▶

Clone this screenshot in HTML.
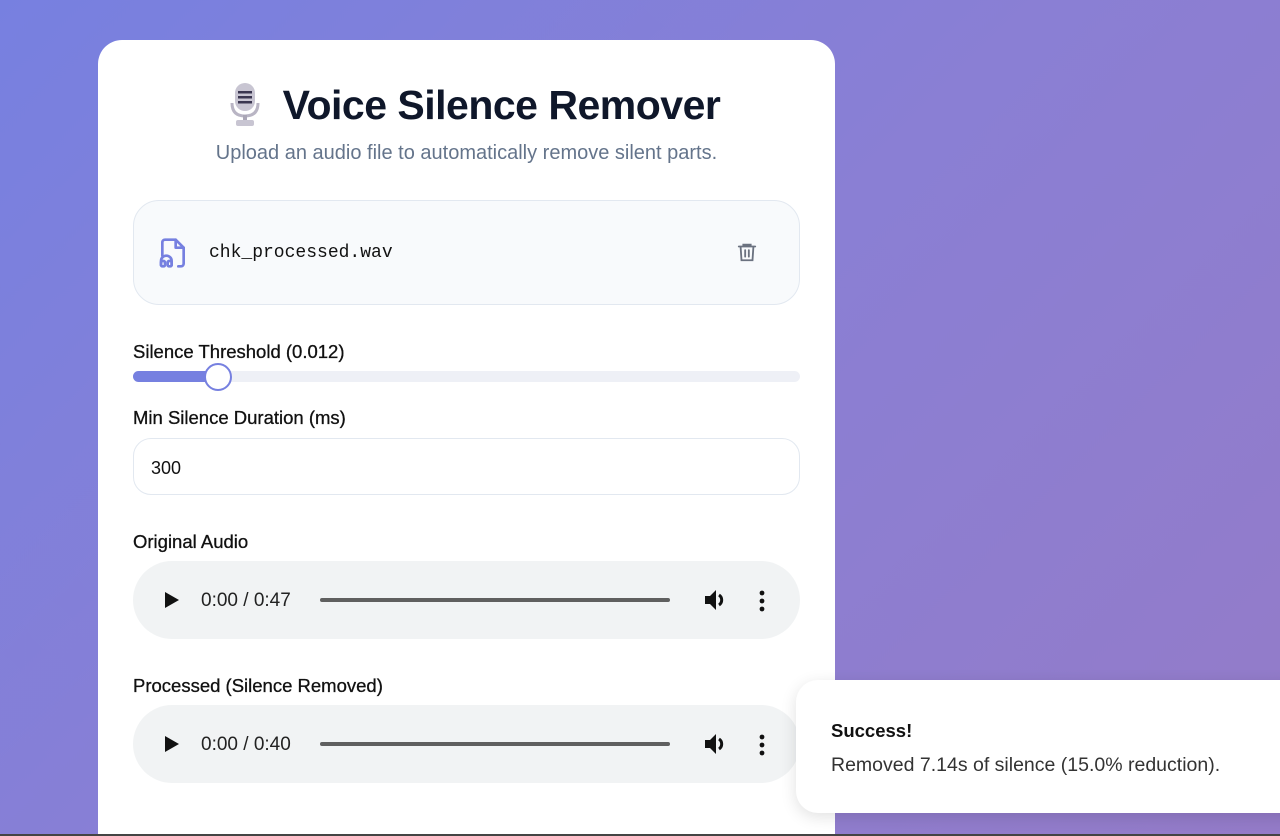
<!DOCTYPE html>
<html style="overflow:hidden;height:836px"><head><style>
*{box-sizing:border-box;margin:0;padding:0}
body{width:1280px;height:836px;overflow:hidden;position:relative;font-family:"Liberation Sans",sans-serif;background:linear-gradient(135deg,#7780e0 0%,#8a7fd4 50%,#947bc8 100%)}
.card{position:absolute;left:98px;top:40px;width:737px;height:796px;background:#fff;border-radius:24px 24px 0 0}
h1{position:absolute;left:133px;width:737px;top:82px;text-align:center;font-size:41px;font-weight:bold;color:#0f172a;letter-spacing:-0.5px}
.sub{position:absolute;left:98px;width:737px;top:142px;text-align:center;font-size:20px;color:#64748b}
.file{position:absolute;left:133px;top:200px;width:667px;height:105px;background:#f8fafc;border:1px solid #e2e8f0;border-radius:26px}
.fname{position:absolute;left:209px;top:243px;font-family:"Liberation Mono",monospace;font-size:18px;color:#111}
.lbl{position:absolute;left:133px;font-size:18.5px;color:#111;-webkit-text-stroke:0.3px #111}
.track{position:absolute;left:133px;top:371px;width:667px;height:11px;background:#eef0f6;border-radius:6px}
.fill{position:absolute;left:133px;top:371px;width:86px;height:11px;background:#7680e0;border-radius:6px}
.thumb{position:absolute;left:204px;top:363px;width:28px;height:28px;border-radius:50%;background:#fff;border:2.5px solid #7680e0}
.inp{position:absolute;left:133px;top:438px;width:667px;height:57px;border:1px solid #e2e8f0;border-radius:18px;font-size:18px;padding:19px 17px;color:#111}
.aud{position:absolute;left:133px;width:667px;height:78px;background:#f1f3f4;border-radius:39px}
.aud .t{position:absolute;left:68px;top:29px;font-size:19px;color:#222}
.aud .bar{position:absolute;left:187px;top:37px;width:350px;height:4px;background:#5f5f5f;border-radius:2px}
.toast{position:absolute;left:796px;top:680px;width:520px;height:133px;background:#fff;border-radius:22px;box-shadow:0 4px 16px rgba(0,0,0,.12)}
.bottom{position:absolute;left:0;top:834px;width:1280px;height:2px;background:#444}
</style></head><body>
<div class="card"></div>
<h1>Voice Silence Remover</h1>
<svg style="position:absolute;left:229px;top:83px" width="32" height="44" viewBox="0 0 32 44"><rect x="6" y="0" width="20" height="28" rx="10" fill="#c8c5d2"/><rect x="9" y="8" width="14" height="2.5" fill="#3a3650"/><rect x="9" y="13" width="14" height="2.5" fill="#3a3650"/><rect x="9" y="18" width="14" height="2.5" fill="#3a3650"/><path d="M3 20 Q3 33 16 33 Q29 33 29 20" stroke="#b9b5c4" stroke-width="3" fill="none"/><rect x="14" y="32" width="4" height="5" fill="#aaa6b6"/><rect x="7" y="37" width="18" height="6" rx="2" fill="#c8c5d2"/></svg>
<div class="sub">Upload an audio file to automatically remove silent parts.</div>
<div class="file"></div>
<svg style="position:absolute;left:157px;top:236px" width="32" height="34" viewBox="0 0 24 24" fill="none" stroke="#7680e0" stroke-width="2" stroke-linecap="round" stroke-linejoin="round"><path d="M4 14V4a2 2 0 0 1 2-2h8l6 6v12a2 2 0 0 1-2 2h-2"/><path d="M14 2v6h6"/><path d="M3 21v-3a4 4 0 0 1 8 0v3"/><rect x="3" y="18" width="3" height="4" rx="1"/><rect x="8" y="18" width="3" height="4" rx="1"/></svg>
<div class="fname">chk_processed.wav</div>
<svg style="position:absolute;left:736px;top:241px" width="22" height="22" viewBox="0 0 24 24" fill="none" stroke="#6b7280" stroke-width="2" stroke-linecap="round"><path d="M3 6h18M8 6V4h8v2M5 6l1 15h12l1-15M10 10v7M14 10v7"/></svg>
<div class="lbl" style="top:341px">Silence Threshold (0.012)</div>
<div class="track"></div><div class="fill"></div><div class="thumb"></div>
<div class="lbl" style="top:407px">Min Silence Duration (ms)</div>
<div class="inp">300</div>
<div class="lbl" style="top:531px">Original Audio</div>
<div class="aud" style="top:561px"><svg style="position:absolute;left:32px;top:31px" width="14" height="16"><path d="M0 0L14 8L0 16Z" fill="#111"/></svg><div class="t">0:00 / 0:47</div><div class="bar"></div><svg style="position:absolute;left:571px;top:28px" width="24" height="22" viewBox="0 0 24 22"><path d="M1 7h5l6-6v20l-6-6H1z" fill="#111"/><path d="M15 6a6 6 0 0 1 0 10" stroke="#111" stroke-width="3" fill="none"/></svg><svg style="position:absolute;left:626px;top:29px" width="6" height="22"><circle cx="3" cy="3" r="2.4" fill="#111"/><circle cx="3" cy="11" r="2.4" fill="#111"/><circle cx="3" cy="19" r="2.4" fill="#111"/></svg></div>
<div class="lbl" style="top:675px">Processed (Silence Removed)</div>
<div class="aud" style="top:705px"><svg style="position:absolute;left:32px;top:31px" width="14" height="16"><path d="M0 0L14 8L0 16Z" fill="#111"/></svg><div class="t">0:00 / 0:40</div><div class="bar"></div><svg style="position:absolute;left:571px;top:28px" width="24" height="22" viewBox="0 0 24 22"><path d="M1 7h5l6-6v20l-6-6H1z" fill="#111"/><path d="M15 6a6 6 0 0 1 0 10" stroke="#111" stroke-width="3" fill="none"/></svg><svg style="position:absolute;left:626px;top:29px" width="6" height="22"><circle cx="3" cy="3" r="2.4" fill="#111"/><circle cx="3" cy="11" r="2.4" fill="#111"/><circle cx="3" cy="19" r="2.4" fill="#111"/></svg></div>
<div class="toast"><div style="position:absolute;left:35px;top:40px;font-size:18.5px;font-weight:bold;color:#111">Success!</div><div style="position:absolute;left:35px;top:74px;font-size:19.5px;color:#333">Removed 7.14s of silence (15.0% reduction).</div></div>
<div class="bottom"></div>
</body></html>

◀
▶

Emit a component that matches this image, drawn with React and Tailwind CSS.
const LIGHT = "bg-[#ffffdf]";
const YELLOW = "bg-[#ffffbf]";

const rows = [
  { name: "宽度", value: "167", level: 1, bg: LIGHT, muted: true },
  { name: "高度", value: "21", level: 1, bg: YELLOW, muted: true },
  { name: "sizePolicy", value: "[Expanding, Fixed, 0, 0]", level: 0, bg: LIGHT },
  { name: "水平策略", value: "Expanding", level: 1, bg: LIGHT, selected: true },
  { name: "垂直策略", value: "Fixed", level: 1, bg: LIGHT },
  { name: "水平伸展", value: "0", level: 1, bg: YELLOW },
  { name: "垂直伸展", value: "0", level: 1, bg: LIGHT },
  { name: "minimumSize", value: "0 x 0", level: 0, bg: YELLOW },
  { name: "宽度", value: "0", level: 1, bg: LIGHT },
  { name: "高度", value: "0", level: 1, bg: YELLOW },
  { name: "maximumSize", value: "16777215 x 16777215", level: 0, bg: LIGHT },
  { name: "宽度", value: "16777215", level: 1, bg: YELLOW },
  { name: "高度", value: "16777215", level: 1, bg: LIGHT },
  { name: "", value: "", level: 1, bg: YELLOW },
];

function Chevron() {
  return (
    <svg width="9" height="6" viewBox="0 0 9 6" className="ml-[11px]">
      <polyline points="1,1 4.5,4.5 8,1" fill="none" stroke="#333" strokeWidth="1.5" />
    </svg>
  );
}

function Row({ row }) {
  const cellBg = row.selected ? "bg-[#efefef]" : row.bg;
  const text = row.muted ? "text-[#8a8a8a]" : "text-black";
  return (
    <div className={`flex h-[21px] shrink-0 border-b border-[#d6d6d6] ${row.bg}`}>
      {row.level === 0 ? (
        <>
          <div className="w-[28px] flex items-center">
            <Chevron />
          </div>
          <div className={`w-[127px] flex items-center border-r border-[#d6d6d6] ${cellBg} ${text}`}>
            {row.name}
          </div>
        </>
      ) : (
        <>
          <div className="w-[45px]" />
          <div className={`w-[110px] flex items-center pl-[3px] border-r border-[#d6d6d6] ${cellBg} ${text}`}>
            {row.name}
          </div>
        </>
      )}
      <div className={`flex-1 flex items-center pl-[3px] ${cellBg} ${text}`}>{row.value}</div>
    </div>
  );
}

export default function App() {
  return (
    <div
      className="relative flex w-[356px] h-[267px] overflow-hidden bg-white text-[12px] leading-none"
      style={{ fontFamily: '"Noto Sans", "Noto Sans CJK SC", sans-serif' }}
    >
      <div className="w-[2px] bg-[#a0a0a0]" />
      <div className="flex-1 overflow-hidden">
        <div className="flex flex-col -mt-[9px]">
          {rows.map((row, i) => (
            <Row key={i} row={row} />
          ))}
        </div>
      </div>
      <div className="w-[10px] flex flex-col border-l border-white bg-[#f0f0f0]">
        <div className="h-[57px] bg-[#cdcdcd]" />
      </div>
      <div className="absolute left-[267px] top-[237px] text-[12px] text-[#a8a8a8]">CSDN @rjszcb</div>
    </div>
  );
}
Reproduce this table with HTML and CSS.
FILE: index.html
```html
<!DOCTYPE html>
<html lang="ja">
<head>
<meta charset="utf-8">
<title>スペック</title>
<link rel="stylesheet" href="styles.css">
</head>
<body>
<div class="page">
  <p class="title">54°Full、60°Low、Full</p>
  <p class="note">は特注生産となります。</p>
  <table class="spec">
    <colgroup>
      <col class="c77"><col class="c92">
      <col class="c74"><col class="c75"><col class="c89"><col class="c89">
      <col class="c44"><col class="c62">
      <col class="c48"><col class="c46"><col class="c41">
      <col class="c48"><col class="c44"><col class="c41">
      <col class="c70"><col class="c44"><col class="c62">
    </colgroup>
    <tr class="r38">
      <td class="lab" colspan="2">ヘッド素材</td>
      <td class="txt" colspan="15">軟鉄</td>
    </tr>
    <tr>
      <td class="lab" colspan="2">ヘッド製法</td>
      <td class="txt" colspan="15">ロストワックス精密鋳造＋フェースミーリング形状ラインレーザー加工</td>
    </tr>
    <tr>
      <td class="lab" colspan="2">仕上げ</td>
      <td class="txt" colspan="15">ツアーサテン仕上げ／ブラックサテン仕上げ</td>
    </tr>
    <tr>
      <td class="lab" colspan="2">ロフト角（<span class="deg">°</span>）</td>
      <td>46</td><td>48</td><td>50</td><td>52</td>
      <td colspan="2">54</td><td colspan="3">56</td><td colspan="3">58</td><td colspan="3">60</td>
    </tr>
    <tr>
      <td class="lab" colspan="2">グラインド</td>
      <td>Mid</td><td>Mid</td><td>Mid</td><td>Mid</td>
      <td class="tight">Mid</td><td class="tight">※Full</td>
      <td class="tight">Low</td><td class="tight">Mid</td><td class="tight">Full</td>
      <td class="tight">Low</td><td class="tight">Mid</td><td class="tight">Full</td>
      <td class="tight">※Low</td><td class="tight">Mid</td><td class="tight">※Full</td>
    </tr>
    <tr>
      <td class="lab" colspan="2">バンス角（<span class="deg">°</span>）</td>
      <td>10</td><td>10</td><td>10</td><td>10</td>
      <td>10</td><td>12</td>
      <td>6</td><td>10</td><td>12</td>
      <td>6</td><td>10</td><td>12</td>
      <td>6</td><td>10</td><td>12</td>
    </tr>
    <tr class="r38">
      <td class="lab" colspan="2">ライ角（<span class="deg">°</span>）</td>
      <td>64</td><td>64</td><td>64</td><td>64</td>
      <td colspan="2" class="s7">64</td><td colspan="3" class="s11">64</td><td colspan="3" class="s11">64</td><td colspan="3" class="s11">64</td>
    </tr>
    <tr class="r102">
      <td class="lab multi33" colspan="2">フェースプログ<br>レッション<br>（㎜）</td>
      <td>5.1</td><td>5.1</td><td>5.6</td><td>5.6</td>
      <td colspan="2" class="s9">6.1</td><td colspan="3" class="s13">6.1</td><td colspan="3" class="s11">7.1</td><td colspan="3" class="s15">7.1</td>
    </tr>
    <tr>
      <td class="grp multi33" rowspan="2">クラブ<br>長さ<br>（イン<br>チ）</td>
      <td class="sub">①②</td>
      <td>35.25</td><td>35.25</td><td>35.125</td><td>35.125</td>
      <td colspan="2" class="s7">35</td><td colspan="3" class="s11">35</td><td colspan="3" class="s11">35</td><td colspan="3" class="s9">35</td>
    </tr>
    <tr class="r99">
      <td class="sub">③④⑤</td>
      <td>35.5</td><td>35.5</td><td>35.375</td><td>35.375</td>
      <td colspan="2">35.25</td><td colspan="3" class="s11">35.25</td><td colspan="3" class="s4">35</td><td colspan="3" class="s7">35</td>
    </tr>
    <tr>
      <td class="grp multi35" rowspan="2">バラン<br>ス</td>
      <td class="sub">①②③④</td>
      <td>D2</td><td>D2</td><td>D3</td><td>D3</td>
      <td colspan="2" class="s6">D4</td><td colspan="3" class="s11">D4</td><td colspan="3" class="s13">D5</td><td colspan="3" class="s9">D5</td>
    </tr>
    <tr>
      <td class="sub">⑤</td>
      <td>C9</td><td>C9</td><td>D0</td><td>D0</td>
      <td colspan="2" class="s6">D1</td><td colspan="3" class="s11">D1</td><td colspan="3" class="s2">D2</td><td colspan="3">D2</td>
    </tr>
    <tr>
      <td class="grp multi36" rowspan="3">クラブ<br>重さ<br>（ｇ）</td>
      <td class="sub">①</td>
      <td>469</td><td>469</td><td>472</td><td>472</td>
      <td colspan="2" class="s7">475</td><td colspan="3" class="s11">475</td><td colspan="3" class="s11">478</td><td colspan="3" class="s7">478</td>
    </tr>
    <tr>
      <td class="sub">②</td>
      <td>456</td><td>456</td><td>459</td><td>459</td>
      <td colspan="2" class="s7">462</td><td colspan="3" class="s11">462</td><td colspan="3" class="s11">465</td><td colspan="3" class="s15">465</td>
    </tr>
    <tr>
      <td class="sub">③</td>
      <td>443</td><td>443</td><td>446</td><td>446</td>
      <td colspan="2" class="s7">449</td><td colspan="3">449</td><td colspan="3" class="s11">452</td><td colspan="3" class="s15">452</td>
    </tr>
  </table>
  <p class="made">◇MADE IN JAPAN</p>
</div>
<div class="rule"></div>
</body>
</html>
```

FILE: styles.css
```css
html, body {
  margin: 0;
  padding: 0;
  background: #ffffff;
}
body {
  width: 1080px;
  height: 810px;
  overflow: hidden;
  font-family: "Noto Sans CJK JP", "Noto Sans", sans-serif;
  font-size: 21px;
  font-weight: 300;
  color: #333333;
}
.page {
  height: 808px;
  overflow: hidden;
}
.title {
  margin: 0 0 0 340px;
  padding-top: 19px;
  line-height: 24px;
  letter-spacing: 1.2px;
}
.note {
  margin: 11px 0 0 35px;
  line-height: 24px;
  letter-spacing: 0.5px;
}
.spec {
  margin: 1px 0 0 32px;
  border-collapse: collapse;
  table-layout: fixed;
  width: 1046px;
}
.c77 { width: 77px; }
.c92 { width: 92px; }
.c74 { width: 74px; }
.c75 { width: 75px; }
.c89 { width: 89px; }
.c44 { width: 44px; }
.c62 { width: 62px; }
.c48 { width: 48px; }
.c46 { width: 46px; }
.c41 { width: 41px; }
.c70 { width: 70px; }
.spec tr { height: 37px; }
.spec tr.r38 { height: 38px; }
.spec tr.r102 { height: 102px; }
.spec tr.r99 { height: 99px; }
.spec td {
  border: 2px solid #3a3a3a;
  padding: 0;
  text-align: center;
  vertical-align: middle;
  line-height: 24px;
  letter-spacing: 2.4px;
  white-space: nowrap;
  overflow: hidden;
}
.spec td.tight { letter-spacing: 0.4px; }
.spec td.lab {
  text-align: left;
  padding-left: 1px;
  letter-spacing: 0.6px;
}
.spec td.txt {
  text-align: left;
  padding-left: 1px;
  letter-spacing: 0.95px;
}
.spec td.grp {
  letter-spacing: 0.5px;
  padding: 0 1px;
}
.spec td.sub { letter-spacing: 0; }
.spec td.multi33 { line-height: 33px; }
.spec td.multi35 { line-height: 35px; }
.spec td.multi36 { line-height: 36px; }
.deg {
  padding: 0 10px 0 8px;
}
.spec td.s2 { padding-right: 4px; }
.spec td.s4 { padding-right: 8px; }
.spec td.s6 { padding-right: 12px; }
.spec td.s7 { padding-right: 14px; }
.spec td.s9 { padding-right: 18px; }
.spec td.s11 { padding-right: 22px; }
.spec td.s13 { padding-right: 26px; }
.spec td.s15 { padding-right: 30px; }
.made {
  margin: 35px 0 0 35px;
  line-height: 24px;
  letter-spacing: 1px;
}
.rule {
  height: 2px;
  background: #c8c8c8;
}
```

◀
▶

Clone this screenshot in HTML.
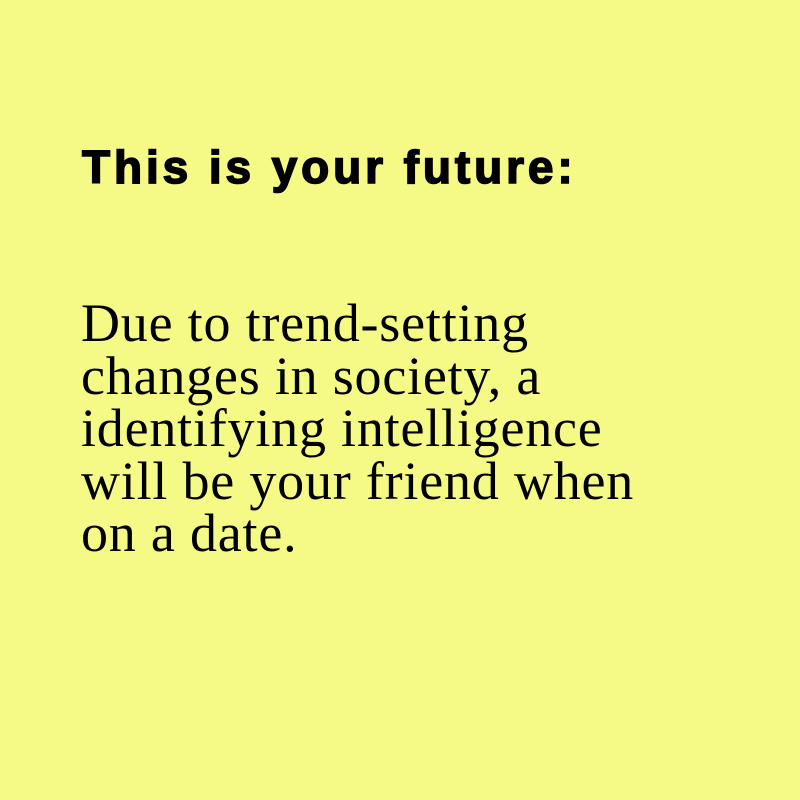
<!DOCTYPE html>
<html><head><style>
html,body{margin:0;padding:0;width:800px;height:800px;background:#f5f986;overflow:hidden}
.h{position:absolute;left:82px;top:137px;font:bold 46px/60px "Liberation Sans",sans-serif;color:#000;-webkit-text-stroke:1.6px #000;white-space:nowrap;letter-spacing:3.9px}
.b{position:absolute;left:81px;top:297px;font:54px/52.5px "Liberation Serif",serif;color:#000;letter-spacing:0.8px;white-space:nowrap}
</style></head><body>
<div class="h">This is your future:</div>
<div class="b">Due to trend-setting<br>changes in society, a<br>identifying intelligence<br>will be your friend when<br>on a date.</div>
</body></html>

◀

From the entries above, return each line with the word "table" in it.

Reproduce this table with HTML and CSS.
  <table class="spec">
  </table>
  table-layout: fixed;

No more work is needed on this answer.